On 9-11, three sixth-graders along with their teachers were among the passengers killed on American Flight 77 when terrorists crashed the plane into the Pentagon.
I remember later that month dropping in on a class of sixth-graders at May Street Elementary School here in Worcester to get a sense of how they saw themselves and their lives.
That trek ended up being a heartening experience, because in those students, during what was a bleak moment in this country’s history, I found hope, optimism and a hunger to be neighborly.
“What I have learned from this is that we should help each other,” Suzanna, one of the students, told me.
I can only hope now, 10 years after, that Suzanna and her classmates of that year are hanging on to their hopeful and neighborly sixth-grade badges.
Yet, if some of them have lost faith, I wouldn’t be surprised because the billowing dark clouds of that horrific day are still chasing the good in us, still stirring in us a growing hardness, and a crassness in behavior that is threatening to be the norm.
Although many think it is a good and even a righteous battle, there is hardness in the never-ending and costly war we have launched on terror.
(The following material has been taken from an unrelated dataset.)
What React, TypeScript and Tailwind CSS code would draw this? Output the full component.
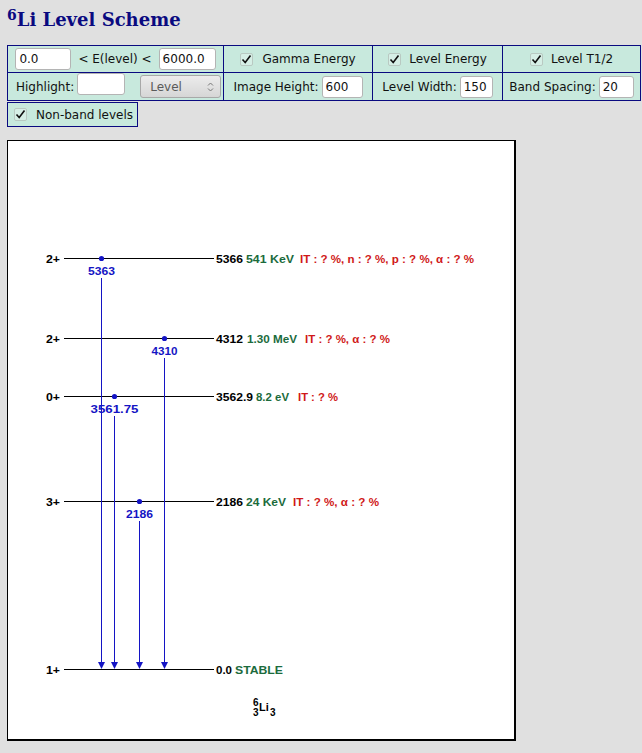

We know of the 3,000 innocent lives that perished in those 9-11 attacks, but how many of us have reflected on, according to some estimates, the almost 1 million U.S., Afghan, Iraqi and coalition troops and civilians who have been killed over the course of the Iraq and Afghanistan wars?
We talked about ending these wars, but primarily the debate seems to be over the amount of money we will save, and not the number of lives.
Although many think it is necessary, there is hardness in how we engage one another.